Bringing People Together
Elisabeth Tian-Rei Kam, Winner
Every Chinese New Year, my family gathers for an evening of steaming hot broth, beef balls, tofu, all varieties of seafood and thinly-sliced meats, vermicelli noodles, lots of laughter, and good conversation. It is my favorite meal of the year- hot pot! Not only do I love all these foods, I also enjoy the special time with my family. We usually spend two to three hours lounging around an electric pot of boiling water, slowly cooking and savoring all the delicious foods. It is a wonderful, relaxing Chinese meal that I wish everyone in America could experience. If I were President of the United States, I would institute a National Hot Pot Day. People are always rushing around, busy with school, sports, or music. Hot pot would be a great way for Chinese-Americans to encourage their community to slow down and to build relationships. I have lived in my current house for four years and only know two neighbors. I hope to change this by inviting all of my neighbors over for hot pot.
Recently, I read a book called Dumpling Days by Grace Lin. It is about her first trip to Taiwan as a young girl. After reading about her adventures, I really want to go to Taiwan too. But my Dad said, “Who’s going to pay, huh?” As President of the United States, I would create an exchange program for elementary school students. Interested students could travel to China, Japan, Korea, and other Asian countries to learn more about the Asian way of thinking and living. I could also improve my Chinese quickly, and it would be fun to host a Taiwanese girl at my house. Such a program would help Asian-American students to understand their heritage firsthand and American students to appreciate Asian culture.
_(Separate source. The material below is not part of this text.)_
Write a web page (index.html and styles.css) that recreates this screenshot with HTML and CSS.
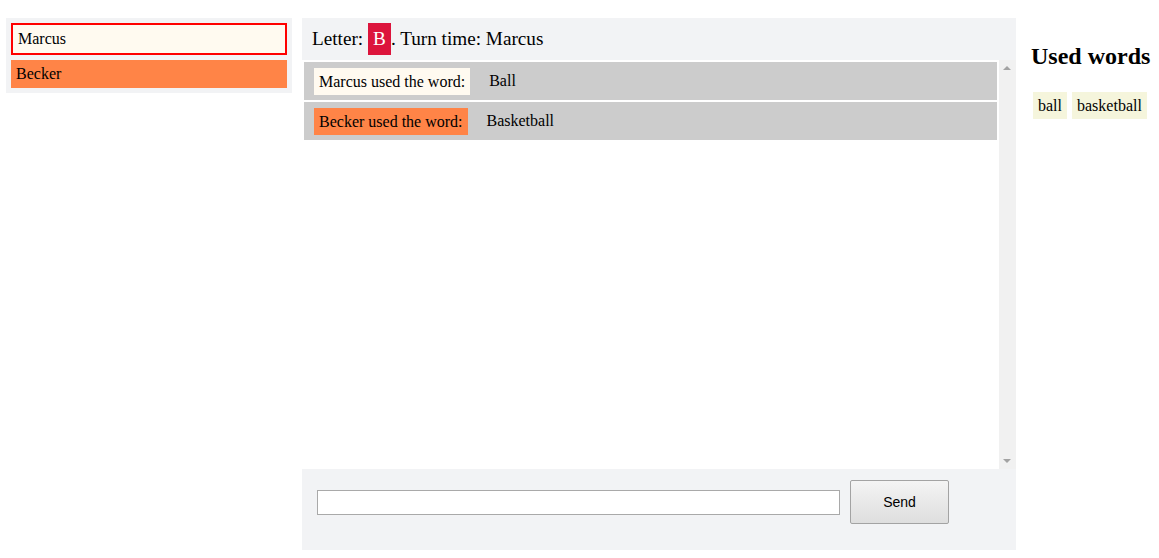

Several times a year, my family goes to senior citizen homes to sing and play piano and violin for the residents. Afterwards, we greet them one by one and spend time talking to them. Last Christmas I was surprised when the director told me that we were the only people to visit for the entire holiday season. If I were President, I would ask schools to set up programs for children to visit nursing homes regularly. Furthermore, most community activities are designed for one age group only. I would request town leaders to host intergenerational events where the young and old can spend time together.
For example, the youth and the elderly can put on plays, have cooking classes, or plant a vegetable garden together. In this way, both groups could learn from each other and enjoy their time together. I will always remember when my grandma taught me how to sew, knit, and make green onion pancakes. Honoring the elderly is a Chinese value that can improve life in America.
As the first Asian-American president, I would use my Chinese traditions, heritage, and values to bring people together and to make America a better, stronger country.